Yesterday, Secretary of State Hillary Clinton testified before Congress regarding the attacks on the US consulate in Benghazi. Initially reported as the outcome of a spontaneous demonstration and later revealed to be a terrorist plot, the attacks have been a black eye for the State Department and a cause celebré for Republicans. Romney made much of them in the late days of the presidential campaign, and the Tea Party caucus has seized on them as evidence that the Obama administration is soft on terror. If you don’t think Benghazi has become a partisan issue, I advice you to consider Fox News’s coverage of Clinton’s testimony, captured in the screen shot above.
This summary of testimony by the Secretary of State—conveniently referred to as “Hillary,” so there is no danger that the reader might mistake her for a person who should be taken seriously—contains no information whatsoever. Even still it is inaccurate: the Secretary concluded her testimony when she was dismissed by the hearing committee, not when she felt like it, as “later!” implies. I have not read the full transcript, but it is my understanding that “hey guys” was also not included in her remarks.
It is surprising that any news organization would take this approach to reporting on the Secretary of State. It is saddening to think that the organization that did so is the most-watched cable news network in America. As much as liberals dismiss it, Fox News is not some incendiary website warning an audience of wackos about gold and measles vaccination. It is the primary news source for a plurality of Americans, and in that context it is extremely troubling.
A news viewer without access to other sources could get no information from the graphic above. Yet he will have no problem deciphering the message: Hillary Clinton is a stupid person whose actual words are not worth knowing. The combination of no facts and a clear thesis makes this particular nugget of “news” pure propaganda. It seeks to form an opinion in the viewer without burdening him with information.

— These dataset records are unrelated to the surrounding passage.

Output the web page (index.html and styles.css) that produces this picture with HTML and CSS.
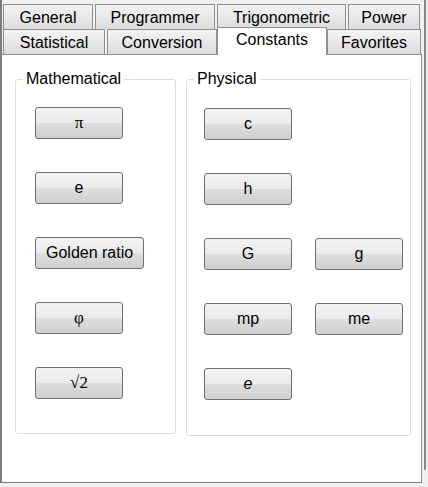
FILE: index.html
```html
<!DOCTYPE html>
<html>
<head>
<meta charset="utf-8">
<link rel="stylesheet" href="styles.css">
</head>
<body>
<div class="window">
  <div class="tabctl">
    <div class="tabstrip">
      <div class="row row-top">
        <div class="tab w-general">General</div>
        <div class="tab w-programmer">Programmer</div>
        <div class="tab w-trig">Trigonometric</div>
        <div class="tab w-power">Power</div>
      </div>
      <div class="row row-bottom">
        <div class="tab w-stat">Statistical</div>
        <div class="tab w-conv">Conversion</div>
        <div class="tab w-const selected">Constants</div>
        <div class="tab w-fav">Favorites</div>
      </div>
    </div>
    <div class="panel">
      <fieldset class="group group-math">
        <legend>Mathematical</legend>
        <div class="grid grid-math">
          <button class="btn sym">π</button>
          <button class="btn">e</button>
          <button class="btn wide">Golden ratio</button>
          <button class="btn sym">φ</button>
          <button class="btn sym">√2</button>
        </div>
      </fieldset>
      <fieldset class="group group-phys">
        <legend>Physical</legend>
        <div class="grid grid-phys">
          <button class="btn c1">c</button>
          <button class="btn c1">h</button>
          <button class="btn c1">G</button>
          <button class="btn">g</button>
          <button class="btn c1">mp</button>
          <button class="btn">me</button>
          <button class="btn c1 ital">e</button>
        </div>
      </fieldset>
    </div>
  </div>
  <div class="edge"><div class="edge-line"></div></div>
</div>
</body>
</html>
```

FILE: styles.css
```css
html, body {
  margin: 0;
  padding: 0;
  background: #f0f0f0;
}
body {
  font-family: "Liberation Sans", Arial, sans-serif;
  font-size: 16px;
  color: #000;
}
.window {
  display: flex;
  width: 428px;
  height: 487px;
}
.tabctl {
  width: 420px;
  height: 483px;
  border-left: 2px solid #7b7b83;
  display: flex;
  flex-direction: column;
}
.tabstrip {
  height: 54px;
  box-sizing: border-box;
  padding: 4px 0 0 1px;
}
.row {
  display: flex;
  gap: 2px;
  height: 25px;
}
.tab {
  box-sizing: border-box;
  height: 25px;
  border: 1px solid #8e9097;
  border-bottom: none;
  background: linear-gradient(#f3f3f3, #e9e9e9 45%, #dcdcdc);
  display: flex;
  align-items: center;
  justify-content: center;
  line-height: 18px;
  padding-top: 1px;
}
.w-general { width: 90px; }
.w-programmer { width: 120px; }
.w-trig { width: 129px; }
.w-power { width: 72px; }
.w-stat { width: 102px; }
.w-conv { width: 110px; }
.w-const { width: 106px; }
.w-fav { width: 94px; }
.tab.selected {
  position: relative;
  z-index: 1;
  background: #fff;
  height: 28px;
  margin: -2px -2px 0 -2px;
  width: 110px;
  padding-top: 0;
  padding-bottom: 3px;
}
.panel {
  flex: 1;
  background: #fff;
  border-top: 1px solid #8e9097;
  border-right: 1px solid #8e9097;
  border-bottom: 1px solid #7b7b83;
  display: flex;
  align-items: flex-start;
  gap: 10px;
  padding: 15px 0 0 13px;
}
.group {
  margin: 0;
  padding: 0;
  min-width: 0;
  border: 1px solid #d5dfe5;
  border-radius: 3px;
}
.group legend {
  margin-left: 7px;
  padding: 0 3px;
  line-height: 18px;
}
.group-math { width: 161px; box-sizing: border-box; }
.group-phys { width: 225px; box-sizing: border-box; }
.grid {
  display: grid;
  row-gap: 33px;
  padding: 19px 0 34px 0;
  justify-items: start;
}
.grid-math {
  grid-template-columns: auto;
  padding-left: 19px;
}
.grid-phys {
  grid-template-columns: 88px 88px;
  column-gap: 23px;
  padding-left: 17px;
  padding-top: 20px;
  padding-bottom: 35px;
}
.c1 { grid-column: 1; }
.btn {
  box-sizing: border-box;
  min-width: 88px;
  height: 32px;
  margin: 0;
  padding: 0 10px;
  border: 1px solid #707070;
  border-radius: 3px;
  background: linear-gradient(#f2f2f2 0%, #ebebeb 48%, #dddddd 52%, #cfcfcf 100%);
  font-family: "Liberation Sans", Arial, sans-serif;
  font-size: 16px;
  color: #000;
  line-height: 18px;
}
.btn.sym {
  font-family: "Liberation Serif", "Times New Roman", serif;
  font-size: 17px;
}
.btn.ital { font-style: italic; }
.edge {
  width: 6px;
  padding-left: 2px;
  box-sizing: border-box;
}
.edge-line {
  width: 2px;
  height: 470px;
  background: #8a8a8a;
}
```
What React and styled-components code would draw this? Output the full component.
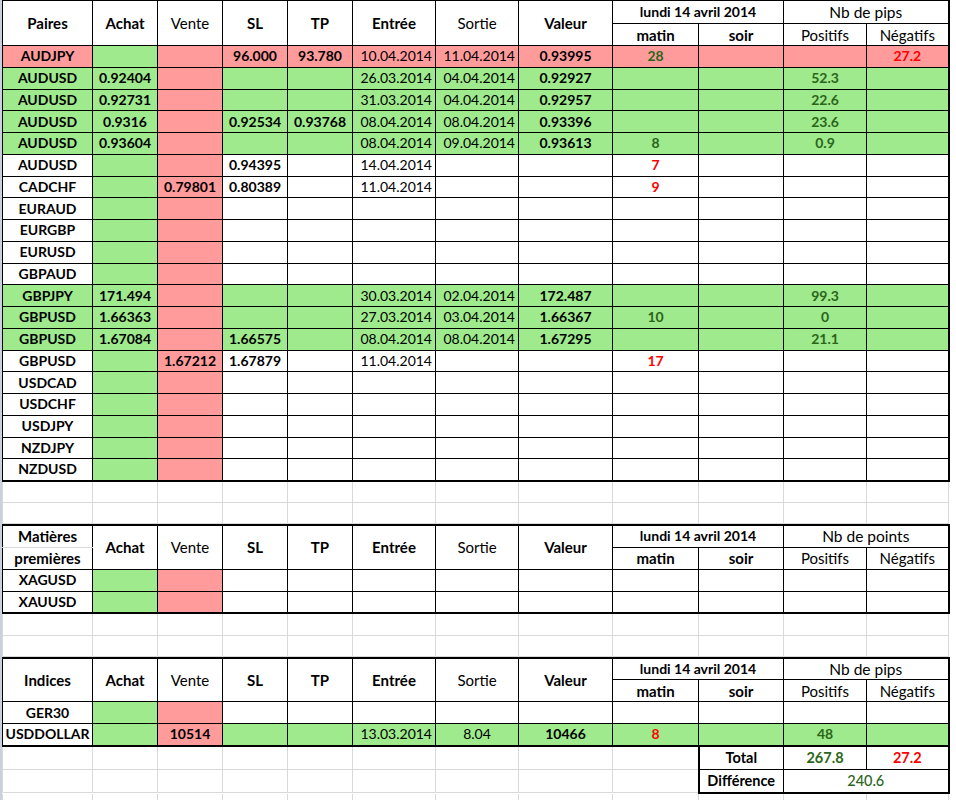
import styled, { createGlobalStyle } from 'styled-components';

const GREEN = '#9eea8d';
const PINK = '#ff9b9b';
const INK_GREEN = '#2b6519';
const INK_RED = '#ff0000';
const GRID = '#d9d9d9';

const COLS = [90, 65, 65, 65, 65, 83, 83, 94, 86, 85, 83, 82];

const GlobalStyle = createGlobalStyle`
    html, body {
        margin: 0;
        padding: 0;
        background: #fff;
    }

    body {
        font-family: Lato, "Liberation Sans", sans-serif;
        font-size: 14px;
        color: #000;
    }
`;

const forex = [
    { pair: 'AUDJPY', tone: 'sell', sl: '96.000', tp: '93.780', entree: '10.04.2014', sortie: '11.04.2014', valeur: '0.93995', matin: '28', matinGood: true, neg: '27.2' },
    { pair: 'AUDUSD', tone: 'buy', achat: '0.92404', entree: '26.03.2014', sortie: '04.04.2014', valeur: '0.92927', pos: '52.3' },
    { pair: 'AUDUSD', tone: 'buy', achat: '0.92731', entree: '31.03.2014', sortie: '04.04.2014', valeur: '0.92957', pos: '22.6' },
    { pair: 'AUDUSD', tone: 'buy', achat: '0.9316', sl: '0.92534', tp: '0.93768', entree: '08.04.2014', sortie: '08.04.2014', valeur: '0.93396', pos: '23.6' },
    { pair: 'AUDUSD', tone: 'buy', achat: '0.93604', entree: '08.04.2014', sortie: '09.04.2014', valeur: '0.93613', matin: '8', matinGood: true, pos: '0.9' },
    { pair: 'AUDUSD', sl: '0.94395', entree: '14.04.2014', matin: '7' },
    { pair: 'CADCHF', vente: '0.79801', sl: '0.80389', entree: '11.04.2014', matin: '9' },
    { pair: 'EURAUD' },
    { pair: 'EURGBP' },
    { pair: 'EURUSD' },
    { pair: 'GBPAUD' },
    { pair: 'GBPJPY', tone: 'buy', achat: '171.494', entree: '30.03.2014', sortie: '02.04.2014', valeur: '172.487', pos: '99.3' },
    { pair: 'GBPUSD', tone: 'buy', achat: '1.66363', entree: '27.03.2014', sortie: '03.04.2014', valeur: '1.66367', matin: '10', matinGood: true, pos: '0' },
    { pair: 'GBPUSD', tone: 'buy', achat: '1.67084', sl: '1.66575', entree: '08.04.2014', sortie: '08.04.2014', valeur: '1.67295', pos: '21.1' },
    { pair: 'GBPUSD', vente: '1.67212', sl: '1.67879', entree: '11.04.2014', matin: '17' },
    { pair: 'USDCAD' },
    { pair: 'USDCHF' },
    { pair: 'USDJPY' },
    { pair: 'NZDJPY' },
    { pair: 'NZDUSD' },
];

const commodities = [
    { pair: 'XAGUSD' },
    { pair: 'XAUUSD' },
];

const indices = [
    { pair: 'GER30' },
    { pair: 'USDDOLLAR', tone: 'buy', plainPair: true, vente: '10514', entree: '13.03.2014', sortie: '8.04', sortieCentered: true, valeur: '10466', matin: '8', pos: '48' },
];

const toneFill = tone => (tone === 'buy' ? GREEN : tone === 'sell' ? PINK : undefined);

const Columns = () => (
    <colgroup>
        {COLS.map((w, i) => <col key={i} style={{ width: w }} />)}
    </colgroup>
);

const PositionRow = ({ row, height }) => {
    const fill = toneFill(row.tone);

    return (
        <Row $h={height}>
            <Cell $fill={row.plainPair ? undefined : fill} $bold $tight={row.plainPair}>{row.pair}</Cell>
            <Cell $fill={GREEN} $bold>{row.achat}</Cell>
            <Cell $fill={PINK} $bold>{row.vente}</Cell>
            <Cell $fill={fill} $bold>{row.sl}</Cell>
            <Cell $fill={fill} $bold>{row.tp}</Cell>
            <Cell $fill={fill} $right>{row.entree}</Cell>
            <Cell $fill={fill} $right={!row.sortieCentered}>{row.sortie}</Cell>
            <Cell $fill={fill} $bold>{row.valeur}</Cell>
            <Cell $fill={fill} $bold $ink={row.matinGood ? INK_GREEN : INK_RED}>{row.matin}</Cell>
            <Cell $fill={fill} />
            <Cell $fill={fill} $bold $ink={INK_GREEN}>{row.pos}</Cell>
            <Cell $fill={fill} $bold $ink={INK_RED}>{row.neg}</Cell>
        </Row>
    );
};

const Block = ({ title, countLabel, rows, rowHeight = 22, headTop = 22, headBottom = 22, open }) => {
    const split = Array.isArray(title);

    return (
        <Table $open={open}>
            <Columns />
            <thead>
                <Row $h={headTop}>
                    {split
                        ? <Head $split>{title[0]}</Head>
                        : <Head rowSpan={2}>{title}</Head>}
                    <Head rowSpan={2}>Achat</Head>
                    <Head rowSpan={2} $light>Vente</Head>
                    <Head rowSpan={2}>SL</Head>
                    <Head rowSpan={2}>TP</Head>
                    <Head rowSpan={2}>Entrée</Head>
                    <Head rowSpan={2} $light>Sortie</Head>
                    <Head rowSpan={2}>Valeur</Head>
                    <Head colSpan={2} $small>lundi 14 avril 2014</Head>
                    <Head colSpan={2} $light $large>{countLabel}</Head>
                </Row>
                <Row $h={headBottom}>
                    {split && <Head $splitLow>{title[1]}</Head>}
                    <Head>matin</Head>
                    <Head>soir</Head>
                    <Head $light>Positifs</Head>
                    <Head $light>Négatifs</Head>
                </Row>
            </thead>
            <tbody>
                {rows.map((row, i) => <PositionRow key={i} row={row} height={rowHeight} />)}
            </tbody>
        </Table>
    );
};

const Spacer = ({ rows = 2 }) => (
    <BlankTable>
        <Columns />
        <tbody>
            {Array.from({ length: rows }).map((_, r) => (
                <Row key={r} $h={21}>
                    {COLS.map((_, c) => <Blank key={c} />)}
                </Row>
            ))}
        </tbody>
    </BlankTable>
);

const Totals = () => (
    <BlankTable>
        <Columns />
        <tbody>
            <Row $h={23}>
                {COLS.slice(0, 9).map((_, c) => <Blank key={c} />)}
                <SumCell $bold $edgeLeft>Total</SumCell>
                <SumCell $bold $ink={INK_GREEN}>267.8</SumCell>
                <SumCell $bold $ink={INK_RED} $edgeRight>27.2</SumCell>
            </Row>
            <Row $h={23}>
                {COLS.slice(0, 9).map((_, c) => <Blank key={c} />)}
                <SumCell $bold $edgeLeft $edgeBottom>Différence</SumCell>
                <SumCell colSpan={2} $ink={INK_GREEN} $edgeRight $edgeBottom $medium>240.6</SumCell>
            </Row>
        </tbody>
    </BlankTable>
);

const App = () => (
    <>
        <GlobalStyle />
        <Sheet>
            <Block title="Paires" countLabel="Nb de pips" rows={forex} rowHeight={21.75} headTop={23} headBottom={22} open />
            <Spacer />
            <Block title={['Matières', 'premières']} countLabel="Nb de points" rows={commodities} />
            <Spacer />
            <Block title="Indices" countLabel="Nb de pips" rows={indices} headTop={22} headBottom={22} />
            <Totals />
            <Spacer rows={1} />
        </Sheet>
    </>
);

export default App;

const Sheet = styled.div`
    width: 956px;
    height: 800px;
    overflow: hidden;
    box-sizing: border-box;
    border-left: 2px solid #c8d2de;
    background: #fff;
`;

const Table = styled.table`
    table-layout: fixed;
    border-collapse: collapse;
    width: 946px;
    border: 2px solid #000;
    border-left: none;
    ${props => props.$open && `
        border-top: 1px solid #c8c8c8;
    `}
`;

const BlankTable = styled.table`
    table-layout: fixed;
    border-collapse: collapse;
    width: 946px;
    border: none;
`;

const Row = styled.tr`
    height: ${props => props.$h}px;
`;

const Head = styled.th`
    border: 1px solid #000;
    padding: 0 3px;
    font-size: ${props => props.$large ? '15.5px' : props.$small ? '14px' : '15px'};
    font-weight: ${props => props.$light ? 400 : 700};
    text-align: center;
    vertical-align: middle;
    white-space: nowrap;
    overflow: hidden;
    line-height: 16px;

    ${props => props.$split && `
        border-bottom: 1px solid ${GRID};
    `}

    ${props => props.$splitLow && `
        border-top: 1px solid ${GRID};
    `}
`;

const Cell = styled.td`
    border: 1px solid #000;
    padding: ${props => props.$right ? '0 3px 0 0' : props.$tight ? '0 1px' : '0 3px'};
    background: ${props => props.$fill || 'transparent'};
    color: ${props => props.$ink || '#000'};
    font-size: 14px;
    font-weight: ${props => props.$bold ? 700 : 400};
    text-align: ${props => props.$right ? 'right' : 'center'};
    vertical-align: middle;
    white-space: nowrap;
    overflow: hidden;
    line-height: 16px;
`;

const Blank = styled.td`
    border: 1px solid ${GRID};
    border-top: none;
    padding: 0;
`;

const SumCell = styled.td`
    border: 1px solid #000;
    border-top: none;
    border-left-width: ${props => props.$edgeLeft ? '2px' : '1px'};
    border-right-width: ${props => props.$edgeRight ? '2px' : '1px'};
    border-bottom-width: ${props => props.$edgeBottom ? '2px' : '1px'};
    padding: 0 3px;
    color: ${props => props.$ink || '#000'};
    font-size: 14.5px;
    font-weight: ${props => props.$bold ? 700 : props.$medium ? 500 : 400};
    text-align: center;
    vertical-align: middle;
    white-space: nowrap;
    line-height: 16px;
`;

I reiterate: we are talking about the most successful news outlet in the country. More Americans get their news from Fox than from any other source. If the government disseminated such news, it would be decried as an obvious instrument of propaganda. Yet because it is a privately-owned endeavor executed for money rather than power, Fox News is somehow justified in its massive effort to stupefy and control the public.
I don’t know what to do about a problem like Fox News. In moments like this, it is tempting to overstate how pernicious and biased it is. For many hours of the day, Fox is a normal reporting medium, indistinguishable from other cable news networks. At moments like the one pictured above, however, it crosses a line. It assumes its viewers do not want news so much as instructions, and it is right far too often. Fox News is an evil entity that makes people dumber, and it is winning.